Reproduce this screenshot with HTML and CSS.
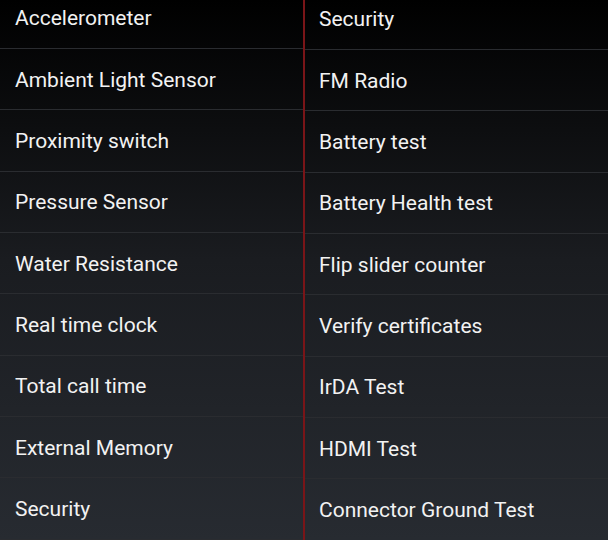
FILE: index.html
```html
<!DOCTYPE html>
<html>
<head>
<meta charset="utf-8">
<link rel="stylesheet" href="styles.css">
</head>
<body>
<div class="screen">
  <ul class="list list-left">
    <li class="item">Accelerometer</li>
    <li class="item">Ambient Light Sensor</li>
    <li class="item">Proximity switch</li>
    <li class="item">Pressure Sensor</li>
    <li class="item">Water Resistance</li>
    <li class="item">Real time clock</li>
    <li class="item">Total call time</li>
    <li class="item">External Memory</li>
    <li class="item">Security</li>
  </ul>
  <div class="divider"></div>
  <ul class="list list-right">
    <li class="item">Security</li>
    <li class="item">FM Radio</li>
    <li class="item">Battery test</li>
    <li class="item">Battery Health test</li>
    <li class="item">Flip slider counter</li>
    <li class="item">Verify certificates</li>
    <li class="item">IrDA Test</li>
    <li class="item">HDMI Test</li>
    <li class="item">Connector Ground Test</li>
  </ul>
</div>
</body>
</html>
```

FILE: styles.css
```css
html, body {
  margin: 0;
  padding: 0;
}
body {
  width: 608px;
  height: 540px;
  overflow: hidden;
  background: linear-gradient(to bottom, #000000 0px, #1a1c20 260px, #272b31 540px);
  font-family: Roboto, "Noto Sans", sans-serif;
}
.screen {
  display: grid;
  grid-template-columns: 303px 2px 303px;
  height: 540px;
  overflow: hidden;
}
.divider {
  background: #7a1518;
}
.list {
  list-style: none;
  margin: 0;
  padding: 0;
}
.list-left {
  margin-top: -12.33px;
}
.list-right {
  margin-top: -11.33px;
}
.item {
  height: 59.333px;
  padding-top: 1px;
  border-bottom: 1px solid #2a2c30;
  display: flex;
  align-items: center;
  padding-left: 15px;
  color: #f2f2f2;
  font-size: 21px;
  white-space: nowrap;
}
.list-right .item {
  padding-left: 14px;
}
```
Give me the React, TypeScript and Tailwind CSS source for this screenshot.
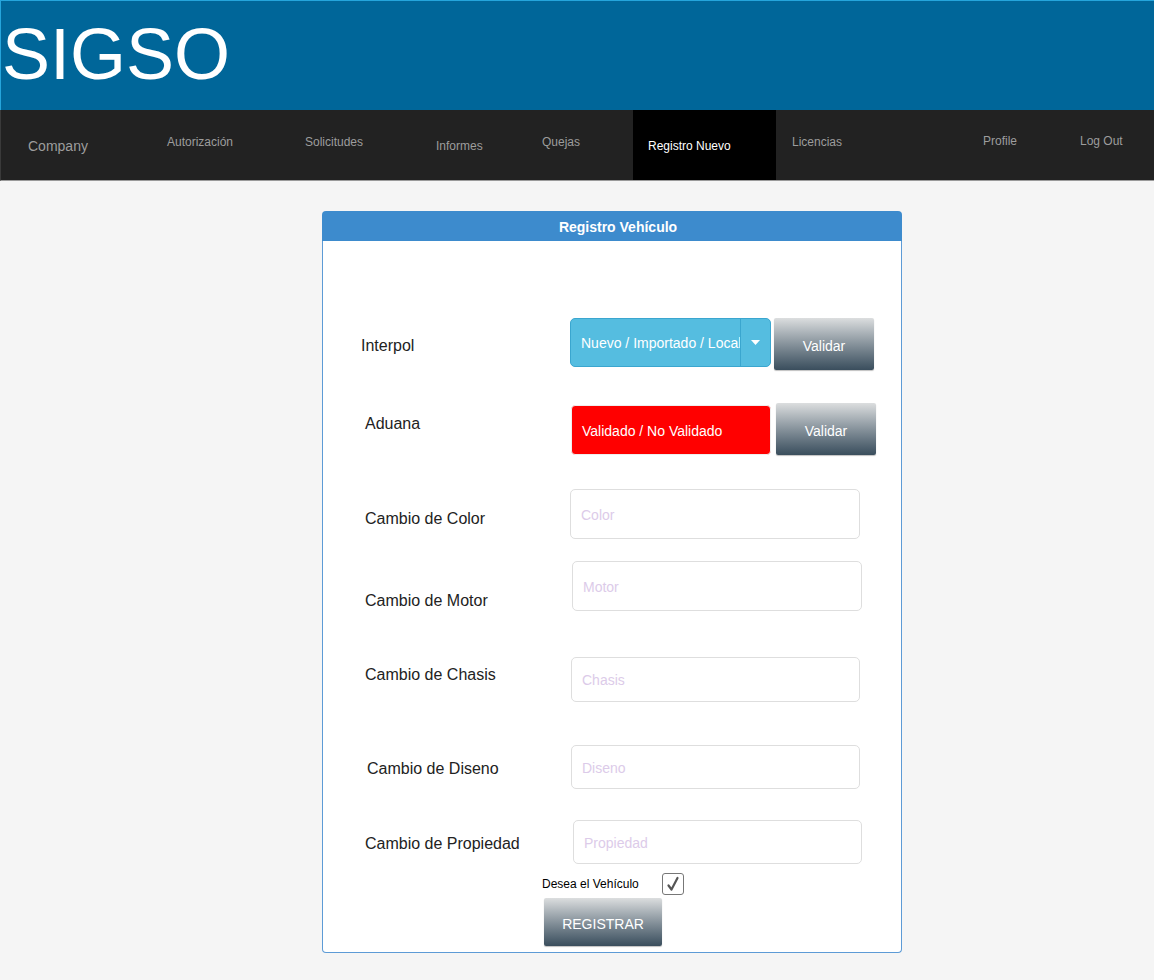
import React from 'react';

const navItems = [
  { label: 'Autorización', cls: 'w-[138px] pt-[23px]' },
  { label: 'Solicitudes', cls: 'w-[131px] pt-[23px]' },
  { label: 'Informes', cls: 'w-[106px] pt-[27px]' },
  { label: 'Quejas', cls: 'w-[91px] pt-[23px]' },
];

const fields = [
  { label: 'Cambio de Color', ph: 'Color', mt: 'mt-[34px]', labelMt: 'mt-[21px]', pl: 'pl-[42px]', box: 'ml-[0px] w-[290px] h-[50px]' },
  { label: 'Cambio de Motor', ph: 'Motor', mt: 'mt-[22px]', labelMt: 'mt-[31px]', pl: 'pl-[42px]', box: 'ml-[2px] w-[290px] h-[50px]' },
  { label: 'Cambio de Chasis', ph: 'Chasis', mt: 'mt-[46px]', labelMt: 'mt-[9px]', pl: 'pl-[42px]', box: 'ml-[1px] w-[289px] h-[45px]' },
  { label: 'Cambio de Diseno', ph: 'Diseno', mt: 'mt-[43px]', labelMt: 'mt-[15px]', pl: 'pl-[44px]', box: 'ml-[1px] w-[289px] h-[44px]' },
  { label: 'Cambio de Propiedad', ph: 'Propiedad', mt: 'mt-[31px]', labelMt: 'mt-[15px]', pl: 'pl-[42px]', box: 'ml-[3px] w-[289px] h-[44px]' },
];

const btn = 'bg-linear-to-b from-[#dcdedf] to-[#3a4e5d] text-white text-[14px] rounded-[2px] shadow-[0_1px_1px_rgba(0,0,0,0.25)] flex items-center justify-center pt-[3px]';

export default function App() {
  return (
    <div className="min-h-[980px] bg-[#f5f5f5] font-['Liberation_Sans',Arial,sans-serif]">
      <header className="h-[110px] bg-[#006699] border-t border-l border-[#25a5dc]">
        <h1 className="text-white text-[72px] leading-none pl-[1px] pt-[17px]">SIGSO</h1>
      </header>
      <nav className="h-[71px] bg-[#222222] border-l border-[#3a3a3a] border-b border-b-[#9a9a9a] flex text-[#9d9d9d] text-[12px] leading-[18px]">
        <div className="w-[166px] pl-[27px] pt-[27px] text-[14px]">Company</div>
        {navItems.map((n) => (
          <div key={n.label} className={n.cls}>{n.label}</div>
        ))}
        <div className="w-[143px] h-full bg-black text-white pl-[15px] pt-[27px]">Registro Nuevo</div>
        <div className="w-[207px] pl-[16px] pt-[23px]">Licencias</div>
        <div className="w-[97px] pt-[22px]">Profile</div>
        <div className="pt-[22px]">Log Out</div>
      </nav>

      <div className="pt-[30px] pl-[322px]">
        <div className="w-[580px]">
          <div className="h-[30px] bg-[#3d8bcd] rounded-t-[4px] flex items-center justify-center pl-[12px] pt-[2px] text-white font-bold text-[14px]">
            Registro Vehículo
          </div>
          <div className="h-[712px] flex flex-col bg-white border border-t-0 border-[#5d9bd6] rounded-b-[4px] text-[16px] leading-[18px] text-[#222]">
            {/* Interpol */}
            <div className="flex mt-[77px]">
              <div className="w-[247px] shrink-0 pl-[38px] mt-[19px]">Interpol</div>
              <div className="w-[201px] h-[49px] bg-[#55bde0] border border-[#3aa6cf] rounded-[5px] flex overflow-hidden text-white text-[14px]">
                <div className="flex-1 pl-[10px] pt-[1px] flex items-center whitespace-nowrap overflow-hidden">Nuevo / Importado / Local</div>
                <div className="w-[30px] border-l border-[#3aa6cf] flex items-center justify-center">
                  <svg width="9" height="5" viewBox="0 0 9 5"><path d="M0 0h9L4.5 5z" fill="#fff" /></svg>
                </div>
              </div>
              <div className={`${btn} ml-[3px] w-[100px] h-[52px]`}>Validar</div>
            </div>
            {/* Aduana */}
            <div className="flex mt-[33px]">
              <div className="w-[248px] shrink-0 pl-[42px] mt-[12px]">Aduana</div>
              <div className="mt-[2px] w-[200px] h-[50px] bg-[#ff0000] rounded-[4px] border border-[#eeeeee] flex items-center pl-[10px] pt-[2px] text-white text-[14px]">
                Validado / No Validado
              </div>
              <div className={`${btn} ml-[5px] w-[100px] h-[52px]`}>Validar</div>
            </div>
            {fields.map((f) => (
              <div key={f.ph} className={`flex ${f.mt}`}>
                <div className={`w-[247px] shrink-0 ${f.pl} ${f.labelMt} whitespace-nowrap`}>{f.label}</div>
                <div className={`${f.box} border border-[#dedede] rounded-[5px] flex items-center pl-[10px] pt-[1px] text-[14px] text-[#dccbe9]`}>
                  {f.ph}
                </div>
              </div>
            ))}
            <div className="flex items-center mt-[9px] pl-[219px]">
              <span className="text-[12px] text-black">Desea el Vehículo</span>
              <div className="ml-[23px] w-[22px] h-[22px] border border-[#777] rounded-[3px] bg-white flex items-center justify-center">
                <svg width="16" height="16" viewBox="0 0 16 16">
                  <path d="M3.5 9.5l3 4L12.5 2" fill="none" stroke="#555" strokeWidth="2.2" strokeLinecap="round" strokeLinejoin="round" />
                </svg>
              </div>
            </div>
            <div className={`${btn} ml-[221px] mt-[3px] w-[118px] h-[48px]`}>REGISTRAR</div>
          </div>
        </div>
      </div>
    </div>
  );
}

■ ■ ■ ■ ■

TASK REQUIREMENTS =>
Your task is to transcribe all of the records precisely, with no images included.

EXERCISE RESULT =>
Reproduce this screenshot with HTML and CSS.
FILE: index.html
```html
<!DOCTYPE html>
<html>
<head>
<meta charset="utf-8">
<link rel="stylesheet" href="styles.css">
</head>
<body>
<div class="screen">
  <ul class="list list-left">
    <li class="item">Accelerometer</li>
    <li class="item">Ambient Light Sensor</li>
    <li class="item">Proximity switch</li>
    <li class="item">Pressure Sensor</li>
    <li class="item">Water Resistance</li>
    <li class="item">Real time clock</li>
    <li class="item">Total call time</li>
    <li class="item">External Memory</li>
    <li class="item">Security</li>
  </ul>
  <div class="divider"></div>
  <ul class="list list-right">
    <li class="item">Security</li>
    <li class="item">FM Radio</li>
    <li class="item">Battery test</li>
    <li class="item">Battery Health test</li>
    <li class="item">Flip slider counter</li>
    <li class="item">Verify certificates</li>
    <li class="item">IrDA Test</li>
    <li class="item">HDMI Test</li>
    <li class="item">Connector Ground Test</li>
  </ul>
</div>
</body>
</html>
```

FILE: styles.css
```css
html, body {
  margin: 0;
  padding: 0;
}
body {
  width: 608px;
  height: 540px;
  overflow: hidden;
  background: linear-gradient(to bottom, #000000 0px, #1a1c20 260px, #272b31 540px);
  font-family: Roboto, "Noto Sans", sans-serif;
}
.screen {
  display: grid;
  grid-template-columns: 303px 2px 303px;
  height: 540px;
  overflow: hidden;
}
.divider {
  background: #7a1518;
}
.list {
  list-style: none;
  margin: 0;
  padding: 0;
}
.list-left {
  margin-top: -12.33px;
}
.list-right {
  margin-top: -11.33px;
}
.item {
  height: 59.333px;
  padding-top: 1px;
  border-bottom: 1px solid #2a2c30;
  display: flex;
  align-items: center;
  padding-left: 15px;
  color: #f2f2f2;
  font-size: 21px;
  white-space: nowrap;
}
.list-right .item {
  padding-left: 14px;
}
```
Give me the React, TypeScript and Tailwind CSS source for this screenshot.
import React from 'react';

const navItems = [
  { label: 'Autorización', cls: 'w-[138px] pt-[23px]' },
  { label: 'Solicitudes', cls: 'w-[131px] pt-[23px]' },
  { label: 'Informes', cls: 'w-[106px] pt-[27px]' },
  { label: 'Quejas', cls: 'w-[91px] pt-[23px]' },
];

const fields = [
  { label: 'Cambio de Color', ph: 'Color', mt: 'mt-[34px]', labelMt: 'mt-[21px]', pl: 'pl-[42px]', box: 'ml-[0px] w-[290px] h-[50px]' },
  { label: 'Cambio de Motor', ph: 'Motor', mt: 'mt-[22px]', labelMt: 'mt-[31px]', pl: 'pl-[42px]', box: 'ml-[2px] w-[290px] h-[50px]' },
  { label: 'Cambio de Chasis', ph: 'Chasis', mt: 'mt-[46px]', labelMt: 'mt-[9px]', pl: 'pl-[42px]', box: 'ml-[1px] w-[289px] h-[45px]' },
  { label: 'Cambio de Diseno', ph: 'Diseno', mt: 'mt-[43px]', labelMt: 'mt-[15px]', pl: 'pl-[44px]', box: 'ml-[1px] w-[289px] h-[44px]' },
  { label: 'Cambio de Propiedad', ph: 'Propiedad', mt: 'mt-[31px]', labelMt: 'mt-[15px]', pl: 'pl-[42px]', box: 'ml-[3px] w-[289px] h-[44px]' },
];

const btn = 'bg-linear-to-b from-[#dcdedf] to-[#3a4e5d] text-white text-[14px] rounded-[2px] shadow-[0_1px_1px_rgba(0,0,0,0.25)] flex items-center justify-center pt-[3px]';

export default function App() {
  return (
    <div className="min-h-[980px] bg-[#f5f5f5] font-['Liberation_Sans',Arial,sans-serif]">
      <header className="h-[110px] bg-[#006699] border-t border-l border-[#25a5dc]">
        <h1 className="text-white text-[72px] leading-none pl-[1px] pt-[17px]">SIGSO</h1>
      </header>
      <nav className="h-[71px] bg-[#222222] border-l border-[#3a3a3a] border-b border-b-[#9a9a9a] flex text-[#9d9d9d] text-[12px] leading-[18px]">
        <div className="w-[166px] pl-[27px] pt-[27px] text-[14px]">Company</div>
        {navItems.map((n) => (
          <div key={n.label} className={n.cls}>{n.label}</div>
        ))}
        <div className="w-[143px] h-full bg-black text-white pl-[15px] pt-[27px]">Registro Nuevo</div>
        <div className="w-[207px] pl-[16px] pt-[23px]">Licencias</div>
        <div className="w-[97px] pt-[22px]">Profile</div>
        <div className="pt-[22px]">Log Out</div>
      </nav>

      <div className="pt-[30px] pl-[322px]">
        <div className="w-[580px]">
          <div className="h-[30px] bg-[#3d8bcd] rounded-t-[4px] flex items-center justify-center pl-[12px] pt-[2px] text-white font-bold text-[14px]">
            Registro Vehículo
          </div>
          <div className="h-[712px] flex flex-col bg-white border border-t-0 border-[#5d9bd6] rounded-b-[4px] text-[16px] leading-[18px] text-[#222]">
            {/* Interpol */}
            <div className="flex mt-[77px]">
              <div className="w-[247px] shrink-0 pl-[38px] mt-[19px]">Interpol</div>
              <div className="w-[201px] h-[49px] bg-[#55bde0] border border-[#3aa6cf] rounded-[5px] flex overflow-hidden text-white text-[14px]">
                <div className="flex-1 pl-[10px] pt-[1px] flex items-center whitespace-nowrap overflow-hidden">Nuevo / Importado / Local</div>
                <div className="w-[30px] border-l border-[#3aa6cf] flex items-center justify-center">
                  <svg width="9" height="5" viewBox="0 0 9 5"><path d="M0 0h9L4.5 5z" fill="#fff" /></svg>
                </div>
              </div>
              <div className={`${btn} ml-[3px] w-[100px] h-[52px]`}>Validar</div>
            </div>
            {/* Aduana */}
            <div className="flex mt-[33px]">
              <div className="w-[248px] shrink-0 pl-[42px] mt-[12px]">Aduana</div>
              <div className="mt-[2px] w-[200px] h-[50px] bg-[#ff0000] rounded-[4px] border border-[#eeeeee] flex items-center pl-[10px] pt-[2px] text-white text-[14px]">
                Validado / No Validado
              </div>
              <div className={`${btn} ml-[5px] w-[100px] h-[52px]`}>Validar</div>
            </div>
            {fields.map((f) => (
              <div key={f.ph} className={`flex ${f.mt}`}>
                <div className={`w-[247px] shrink-0 ${f.pl} ${f.labelMt} whitespace-nowrap`}>{f.label}</div>
                <div className={`${f.box} border border-[#dedede] rounded-[5px] flex items-center pl-[10px] pt-[1px] text-[14px] text-[#dccbe9]`}>
                  {f.ph}
                </div>
              </div>
            ))}
            <div className="flex items-center mt-[9px] pl-[219px]">
              <span className="text-[12px] text-black">Desea el Vehículo</span>
              <div className="ml-[23px] w-[22px] h-[22px] border border-[#777] rounded-[3px] bg-white flex items-center justify-center">
                <svg width="16" height="16" viewBox="0 0 16 16">
                  <path d="M3.5 9.5l3 4L12.5 2" fill="none" stroke="#555" strokeWidth="2.2" strokeLinecap="round" strokeLinejoin="round" />
                </svg>
              </div>
            </div>
            <div className={`${btn} ml-[221px] mt-[3px] w-[118px] h-[48px]`}>REGISTRAR</div>
          </div>
        </div>
      </div>
    </div>
  );
}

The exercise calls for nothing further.